Entry-level machines like the CM1699 operate on a single heating system. This means the thermoblock cannot brew coffee and produce steam at the same time, necessitating a wait as it switches from the lower brewing temperature to the higher steam temperature. Furthermore, to make the frothing process easier for beginners, these machines often feature a panarello wand. This is a sleeve over the main steam tip with a large air intake hole. It automatically injects a large amount of air, making it very easy to create a thick, stiff foam for a traditional cappuccino. However, this ease-of-use comes at the cost of control, making it more challenging to create the silky, paint-like microfoam required for latte art. It is another deliberate design compromise, prioritizing accessibility over professional-level precision.

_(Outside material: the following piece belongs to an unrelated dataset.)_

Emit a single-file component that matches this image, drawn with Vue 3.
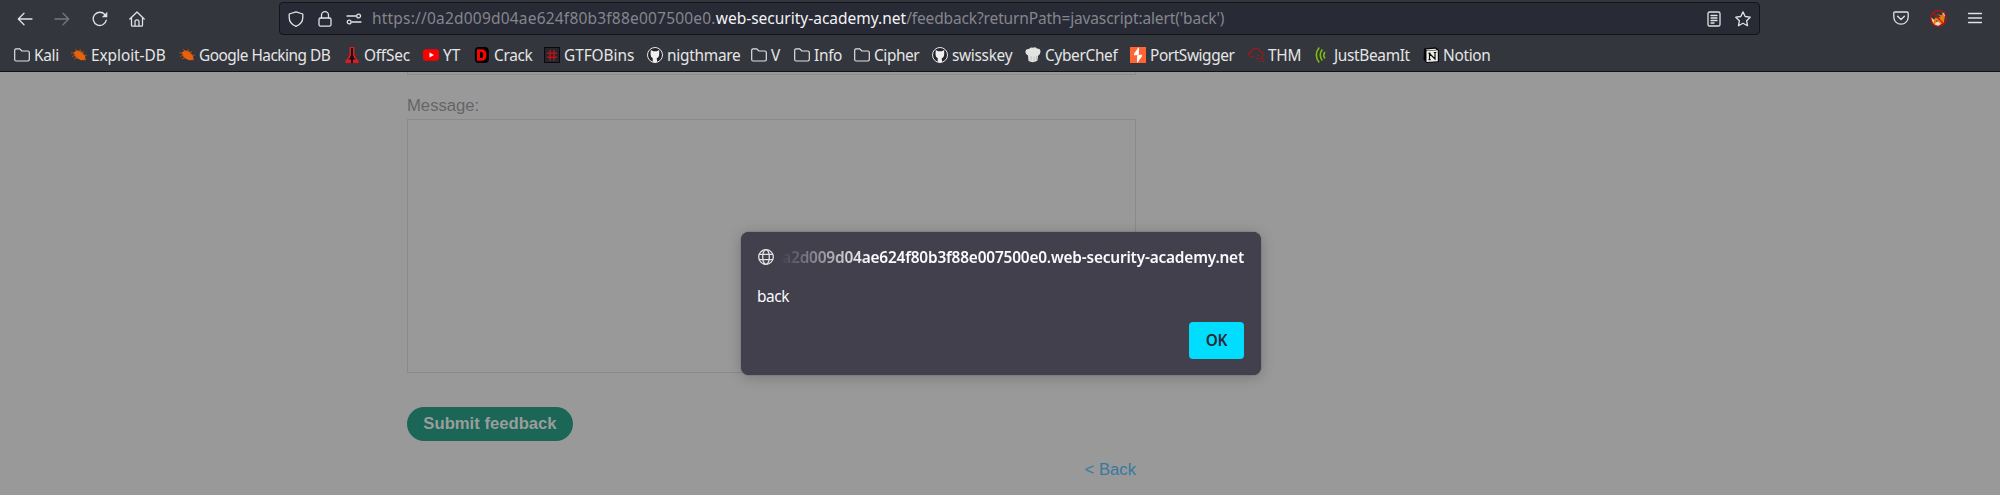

Conclusion: The Operator is the Most Important Component
After exploring its inner workings, it becomes clear that the CASABREWS CM1699 is a testament to engineering compromise. It is a carefully balanced system of design choices made to deliver the core experience of making espresso in a compact, affordable package. The 20-bar pump offers power that must be tamed by the user’s technique. The thermoblock offers speed at the expense of absolute thermal stability. The panarello wand offers simplicity at the cost of fine control.
The negative feedback from some users—leaks from residual pressure, messy shots from channeling, inconsistent temperatures—should not be seen as simple defects, but as the machine revealing its own nature. These are the moments where the physics of the system become visible.
Ultimately, this machine, like any tool, is only as good as the person operating it. It provides the essential constants of heat and pressure, but the most important variables remain in your hands: the quality and freshness of your beans, the consistency of your grind, the evenness of your tamp, and your understanding of the process. An entry-level machine does not have the advanced features to correct your mistakes. Instead, it forces you to learn. It demands that you engage with the science. By understanding the design choices behind your home laboratory, you move from being a mere operator to a true home barista, capable of transforming simple beans into something truly magical. The experiment is yours to conduct.